I presume that your choice of “unreliable” was intentional, so as not to include unavailability. Exceedingly slow/unreliable network links are an area where FDB is currently weak overall at being able to handle well. As long as the network is reliable enough for some communication to proceed, FDB will not recognize that network links slowing down to 100KB/s is effectively the same as unavailability, and initiate failure handling accordingly. There’s work going on in this are (or was scheduled? I’ve lost track of it) to handle such situations better, but I’m not aware that any of it has been merged?

Also note that TCP has rather unfriendly behavior towards frequent packet loss, so you’ll likely see the effective bandwidth between your two datacenters drop drastically. I’ve previously encouraged evaluations of changing TCP’s congestion control algorithm to BBR, which better handles networks with a low degree of loss that’s not indicative of congestion, but I’ve yet to hear the results of any such evaluation.

Thank you very mach, @alexmiller, for your response.

Unfortunally, using two_satellite_fast is not an acceptable solution. Because the network latency between two sites is always greater than inside the same site, this configuration causes that commits will never wait for the logs are transfered to the sattellite on another site. If the whole first site goes down, the last commits will not be present at the second site that contradicts the requirement 6 (zero data loss).

two_satellite_fast gives synchronous log transfer to the sallellite on the same site and asynchronous log transfer to another site. But we’d like to have a solution with synchronous data transfer in both directions while the network is quite “good” and switching the transfer to the asynchronous mode when the network becomes “bad” with capability of tuning the good/bad-ness criteria.

Yeah, multi-region just isn’t that level of smart yet, especially around gray failures.

Do note the fallback text here:

two_satellite_safe mode

Keep two copies of the mutation log in each of the two satellite datacenters with the highest priorities, for a total of four copies of each mutation. This mode will protect against the simultaneous loss of both the primary and one of the satellite datacenters. If only one satellite is available, it will fall back to only storing two copies of the mutation log in the remaining datacenter.

If Satellite2 in your diagram is unavailable, then FDB would continue to run with the mutation log being stored only in the primary and Satellite1. That still satisfies FDB’s availability promises, as it’d take losing Primary1 and Satellite1 on top of the existing Satellite2 unavailability to cause FDB unavailability/data loss, but you might care slightly more if you are concerned about losing {Primary1, Satellite1} simultaneously while Satellite2 might be flakily unavailable.

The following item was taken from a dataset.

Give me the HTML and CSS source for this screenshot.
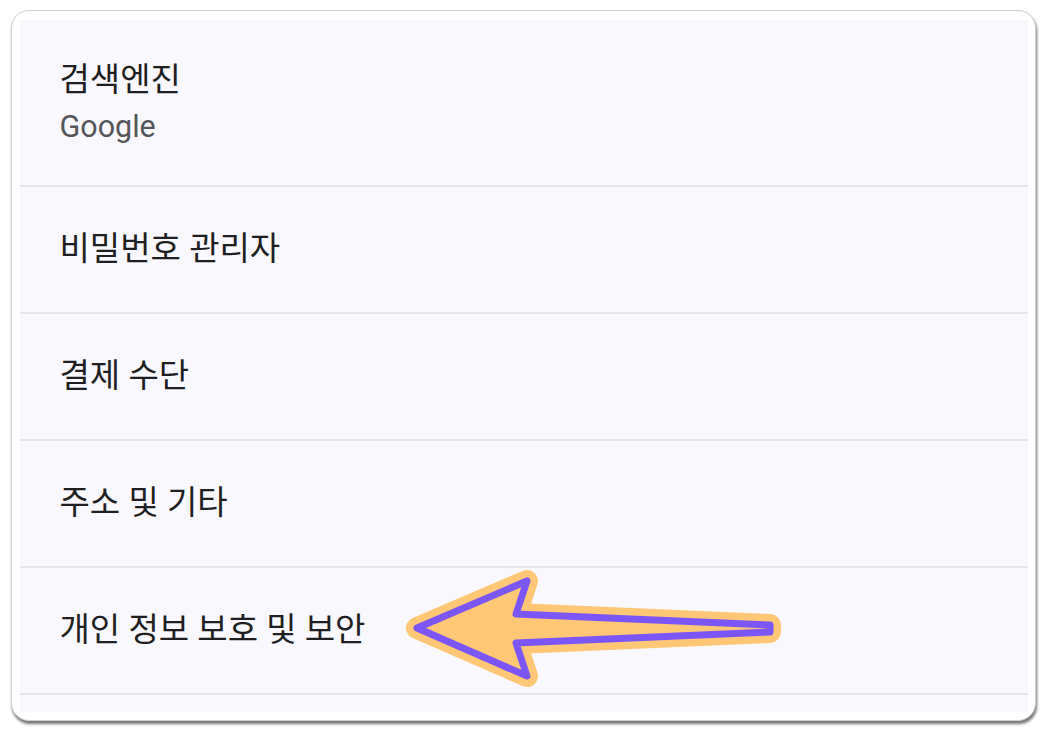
FILE: index.html
```html
<!DOCTYPE html>
<html lang="ko">
<head>
<meta charset="utf-8">
<link rel="stylesheet" href="styles.css">
</head>
<body>
<div class="frame">
  <div class="list">
    <div class="row row-first">
      <div class="title">검색엔진</div>
      <div class="sub">Google</div>
    </div>
    <div class="row"><div class="title">비밀번호 관리자</div></div>
    <div class="row"><div class="title">결제 수단</div></div>
    <div class="row"><div class="title">주소 및 기타</div></div>
    <div class="row"><div class="title">개인 정보 보호 및 보안</div></div>
  </div>
</div>
<svg class="arrow" width="1048" height="733" viewBox="0 0 1048 733">
  <polygon points="417,628 527,581 516,614 770,625 770,632 516,643 527,676" fill="#fdc776" stroke="#fdc776" stroke-width="22" stroke-linejoin="round"/>
  <polygon points="417,628 527,581 516,614 770,625 770,632 516,643 527,676" fill="#fdc776" stroke="#7b55f6" stroke-width="7" stroke-linejoin="round"/>
</svg>
</body>
</html>
```
FILE: styles.css
```css
html, body {
  margin: 0;
  padding: 0;
  background: #ffffff;
}
body {
  padding: 10px 12px 0 11px;
  width: 1048px;
  height: 733px;
  box-sizing: border-box;
  font-family: Roboto, "Noto Sans CJK KR", sans-serif;
}
.frame {
  width: 1025px;
  height: 711px;
  box-sizing: border-box;
  background: #ffffff;
  border: 1.5px solid #cfcfcf;
  border-radius: 18px;
  box-shadow: 1px 3px 3px rgba(0, 0, 0, 0.55);
  padding: 8.5px 7.5px;
}
.list {
  background: #f9f9fd;
  height: 692px;
  overflow: hidden;
}
.row {
  height: 127px;
  box-sizing: border-box;
  border-bottom: 2px solid #e4e3ea;
  padding-left: 40px;
  display: flex;
  flex-direction: column;
  justify-content: center;
}
.row-first {
  height: 167px;
  justify-content: flex-start;
  padding-top: 40px;
}
.title {
  font-size: 33px;
  line-height: 40px;
  color: #1f1f22;
}
.sub {
  font-size: 30.5px;
  line-height: 40px;
  margin-top: 7px;
  color: #55565a;
}
.arrow {
  position: absolute;
  left: 0;
  top: 0;
}
```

On the other hand, I suppose this does satisfy your desire to some degree of removing Satellite2 when it’s being “excessively” bad, but still allowing FDB to continue running.

Indeed. But the probability of two simultaneous troubles is lower than the probability of each trouble alone.

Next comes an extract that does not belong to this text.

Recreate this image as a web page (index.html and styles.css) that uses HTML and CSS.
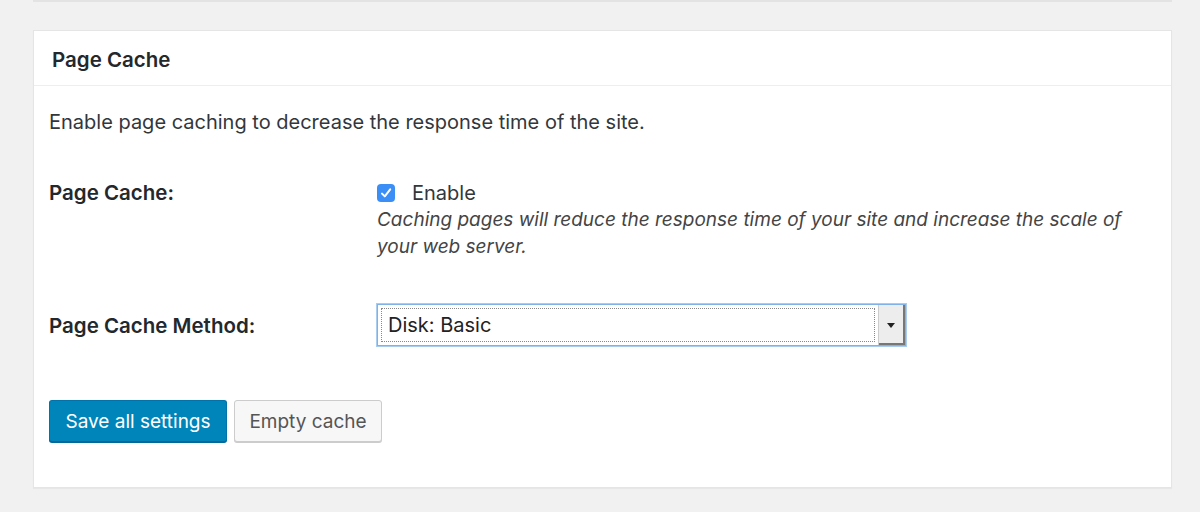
FILE: index.html
```html
<!DOCTYPE html>
<html>
<head>
<meta charset="utf-8">
<link rel="stylesheet" href="styles.css">
</head>
<body>
<div class="prev-box"></div>
<div class="postbox">
  <div class="postbox-head">
    <h2 class="postbox-title">Page Cache</h2>
  </div>
  <div class="postbox-body">
    <p class="intro">Enable page caching to decrease the response time of the site.</p>
    <div class="form-row row-cache">
      <div class="form-label">Page Cache:</div>
      <div class="form-field">
        <label class="check-line">
          <span class="checkbox">
            <svg width="14" height="14" viewBox="0 0 14 14"><path d="M3 7.6 L5.8 10.4 L11.2 3.4" fill="none" stroke="#fff" stroke-width="2" stroke-linecap="round" stroke-linejoin="round"/></svg>
          </span>
          <span class="check-text">Enable</span>
        </label>
        <p class="description">Caching pages will reduce the response time of your site and increase the scale of your web server.</p>
      </div>
    </div>
    <div class="form-row row-method">
      <div class="form-label">Page Cache Method:</div>
      <div class="form-field">
        <div class="select">
          <div class="select-value"><span>Disk: Basic</span></div>
          <div class="select-arrow"><span class="tri"></span></div>
        </div>
      </div>
    </div>
    <div class="actions">
      <button class="btn btn-primary">Save all settings</button>
      <button class="btn btn-secondary">Empty cache</button>
    </div>
  </div>
</div>
</body>
</html>
```
FILE: styles.css
```css
html, body {
  margin: 0;
  padding: 0;
}
body {
  background: #f1f1f1;
  font-family: Inter, "Liberation Sans", Arial, sans-serif;
  color: #23282d;
  width: 1200px;
  height: 512px;
  overflow: hidden;
}
.prev-box {
  margin-left: 33px;
  width: 1139px;
  height: 2px;
  background: #e3e3e3;
}
.postbox {
  margin: 28px 0 0 33px;
  width: 1137px;
  background: #fff;
  border: 1px solid #e5e5e5;
  box-shadow: 0 1px 1px rgba(0,0,0,0.04);
}
.postbox-head {
  height: 54px;
  border-bottom: 1px solid #eeeeee;
  display: flex;
  align-items: center;
  padding-left: 18px;
}
.postbox-title {
  margin: 0;
  font-size: 20.5px;
  font-weight: 600;
  color: #23282d;
  padding-top: 2px;
}
.postbox-body {
  padding: 23px 15px 45px 15px;
}
.intro {
  margin: 0;
  font-size: 20px;
  line-height: 26px;
  color: #32373c;
}
.form-row {
  display: flex;
}
.row-cache {
  margin-top: 44px;
}
.form-label {
  width: 328px;
  flex: none;
  font-size: 20.5px;
  font-weight: 600;
  line-height: 27px;
  color: #23282d;
}
.form-field {
  flex: 1;
}
.check-line {
  display: flex;
  align-items: center;
  height: 27px;
}
.checkbox {
  width: 18px;
  height: 18px;
  border-radius: 4px;
  background: #3a8ef6;
  display: flex;
  align-items: center;
  justify-content: center;
  margin-right: 17px;
}
.check-text {
  font-size: 20px;
  color: #32373c;
}
.description {
  margin: 0;
  font-size: 19px;
  line-height: 27px;
  font-style: italic;
  color: #444;
  width: 760px;
}
.row-method {
  margin-top: 44px;
  align-items: center;
}
.select {
  width: 527px;
  height: 40px;
  border: 1px solid #7fb2e8;
  box-shadow: 0 0 0 1px #a9ccf1;
  display: flex;
  background: #fff;
  box-sizing: content-box;
}
.select-value {
  flex: 1;
  padding: 3px;
  display: flex;
}
.select-value span {
  flex: 1;
  border: 1px dotted #888;
  font-size: 20px;
  line-height: 32px;
  padding-left: 6px;
  color: #222;
}
.select-arrow {
  width: 24px;
  background: #ededed;
  box-shadow: inset -2px -2px 0 #777;
  border-left: 1px solid #ccc;
  display: flex;
  align-items: center;
  justify-content: center;
  padding-right: 2px;
}
.tri {
  width: 0;
  height: 0;
  border-left: 4px solid transparent;
  border-right: 4px solid transparent;
  border-top: 5px solid #222;
}
.actions {
  margin-top: 54px;
  display: flex;
  gap: 7px;
}
.btn {
  font-family: Inter, "Liberation Sans", Arial, sans-serif;
  font-size: 19px;
  height: 42px;
  border-radius: 3px;
  padding: 0;
  cursor: pointer;
}
.btn-primary {
  background: #0085ba;
  border: 1px solid #0073aa;
  border-bottom-color: #006799;
  box-shadow: 0 1px 0 #006799;
  color: #fff;
  width: 178px;
}
.btn-secondary {
  background: #f7f7f7;
  border: 1px solid #cccccc;
  box-shadow: 0 1px 0 #cccccc;
  color: #555;
  width: 148px;
}
```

I thought that might be using two_satellite_fast mode with adding some artifitial network delay from the Primary1 to Satellite1 (and the some delay from Primary2 to Satellite2). In this case when the network is “good”, the logs is usually be written to the satellite on the other site earlier than to the one on the same site, so Satellite 2 contains the logs of all commited transactions almost always. And only when the network is unavailable or “bad”, the logs start being written synchronously to Satellite1.